Ford gives Ward Bond a good part, and an affecting death scene, redolent of fear, pain, and guilt. Wayne’s big scene comes near the end, in a run-down bar with some exhausted whores, in which Ole talks about his desire to go home. Wayne fights the accent to a draw, but effortlessly captures the character’s sweetness.
In the end, Driscoll is shanghaied while saving Ole, and dies when he goes down on the “devil ship
Amindra
.” The survivors load Ole on the ship bound for home and troop back to the
Glencairn
, a grim line of professionals who hate the sea, even as they’re continually drawn back into its grasp.
Like most of O’Neill, the movie is about lost souls and, beyond that, death. Besides Driscoll Yank (Ward Bond) dies, and the mysterious Smith (Ian Hunter) dies as well. Only Ole manages to be saved for a better life.
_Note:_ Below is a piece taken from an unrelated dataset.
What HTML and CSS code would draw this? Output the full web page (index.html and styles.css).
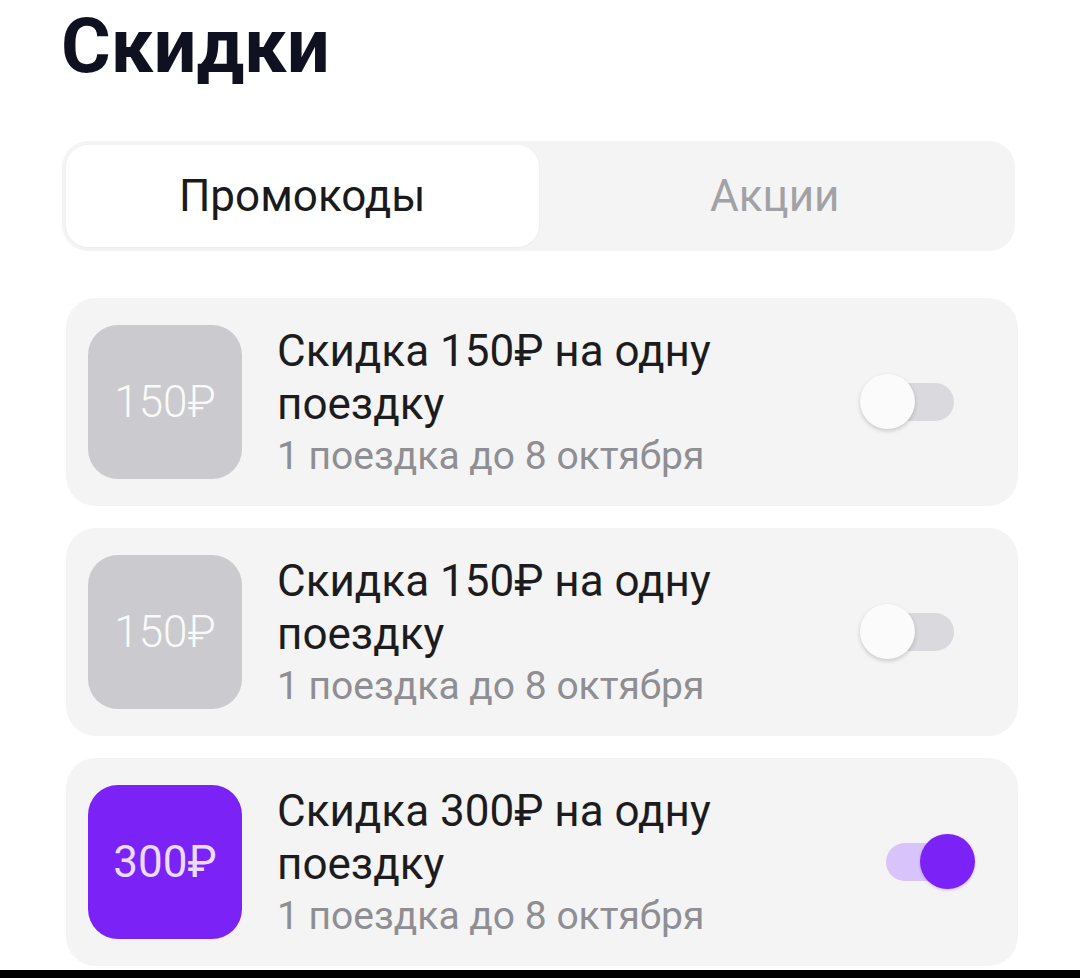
FILE: index.html
```html
<!DOCTYPE html>
<html lang="ru">

<head>
    <meta charset="UTF-8">
    <meta name="viewport" content="width=device-width, initial-scale=1.0">
    <title>Скидки</title>
    <link rel="stylesheet" href="styles.css">
</head>

<body>
    <div class="screen">
        <h1 class="title">Скидки</h1>

        <div class="tabs">
            <div class="tab active">Промокоды</div>
            <div class="tab">Акции</div>
        </div>

        <div class="list">
            <div class="promo">
                <div class="badge">150₽</div>
                <div class="info">
                    <div class="name">Скидка 150₽ на одну<br>поездку</div>
                    <div class="meta">1 поездка до 8 октября</div>
                </div>
                <div class="toggle"><span class="track"></span><span class="knob"></span></div>
            </div>

            <div class="promo">
                <div class="badge">150₽</div>
                <div class="info">
                    <div class="name">Скидка 150₽ на одну<br>поездку</div>
                    <div class="meta">1 поездка до 8 октября</div>
                </div>
                <div class="toggle"><span class="track"></span><span class="knob"></span></div>
            </div>

            <div class="promo">
                <div class="badge on">300₽</div>
                <div class="info">
                    <div class="name">Скидка 300₽ на одну<br>поездку</div>
                    <div class="meta">1 поездка до 8 октября</div>
                </div>
                <div class="toggle on"><span class="track"></span><span class="knob"></span></div>
            </div>
        </div>

        <div class="bottom-bar"></div>
    </div>
</body>

</html>
```

FILE: styles.css
```css
body {
    margin: 0;
    background-color: white;
    font-family: Roboto, 'Noto Sans', 'DejaVu Sans', sans-serif;
    color: #1c1c1e;
}

.screen {
    height: 978px;
    display: flex;
    flex-direction: column;
    overflow: hidden;
}

.title {
    margin: 0 0 0 61px;
    font-size: 76px;
    line-height: 92px;
    font-weight: bold;
    color: #0f1020;
}

.tabs {
    margin: 49px 65px 0 62px;
    height: 110px;
    padding: 4px;
    box-sizing: border-box;
    display: flex;
    background-color: #f4f4f4;
    border-radius: 26px;
}

.tab {
    flex: 1;
    display: flex;
    align-items: center;
    justify-content: center;
    font-size: 44px;
    color: #a2a2a6;
    border-radius: 22px;
}

.tab.active {
    background-color: white;
    color: #1a1a1c;
    box-shadow: 0 1px 3px rgba(0, 0, 0, 0.04);
}

.list {
    margin: 47px 62px 0 66px;
    display: flex;
    flex-direction: column;
    gap: 22px;
}

.promo {
    height: 208px;
    display: flex;
    align-items: center;
    padding: 0 43px 0 22px;
    background-color: #f4f4f4;
    border-radius: 30px;
}

.badge {
    width: 154px;
    height: 154px;
    flex-shrink: 0;
    display: flex;
    align-items: center;
    justify-content: center;
    background-color: #cbcbcf;
    border-radius: 30px;
    color: rgba(255, 255, 255, 0.92);
    font-size: 44px;
    font-weight: 300;
}

.badge.on {
    background-color: #7b22f6;
    color: #eadcff;
    font-weight: normal;
}

.info {
    flex: 1;
    margin-left: 35px;
}

.name {
    font-size: 44px;
    line-height: 53px;
}

.meta {
    margin-top: 3px;
    font-size: 39px;
    line-height: 45px;
    color: #8e8e93;
}

.toggle {
    position: relative;
    width: 115px;
    height: 56px;
    flex-shrink: 0;
}

.track {
    position: absolute;
    left: 18px;
    top: 9px;
    width: 76px;
    height: 38px;
    border-radius: 19px;
    background-color: #d9d9de;
}

.knob {
    position: absolute;
    left: 0;
    top: 0;
    width: 55px;
    height: 55px;
    border-radius: 50%;
    background-color: #fbfbfb;
    box-shadow: 0 2px 4px rgba(0, 0, 0, 0.18);
}

.toggle.on .track {
    left: 26px;
    background-color: #d8c4fa;
}

.toggle.on .knob {
    left: auto;
    right: 0;
    background-color: #7b22f6;
    box-shadow: 0 1px 3px rgba(123, 34, 246, 0.3);
}

.bottom-bar {
    margin-top: auto;
    height: 8px;
    background-color: black;
}
```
Death shadows every moment of the film and whether a man lives or dies is mostly a matter of good or bad luck.
Ford and Nichols wisely strip out O’Neill’s long speeches; Ford communicates the Irish fatalism poetically, with his camera. And Ford understands sailors, so the film always feels emotionally true. (The main set is the tramp steamer, which was reused a few years later for the Val Lewton film
The Ghost Ship
.)
However potentially unsettling Wayne’s part felt, he’s utterly winning. Mildred Natwick, who played opposite Wayne, said, “I thought John Wayne was awfully good. . . . I liked him terribly much; he was helpful and good and easy to work with.”
With
Stagecoach
and
The Long Voyage Home
, Ford unlocked the romanticism in Wayne, a gentleness behind the rugged externals. To paraphrase the film historian Jeanine Basinger, in the same way that Michelangelo looked at a block of Carrera marble and saw the figure that needed to be released, so Ford looked at Duke Morrison and saw John Wayne—a capacity for strength and violence that coexisted with a dangerous beauty.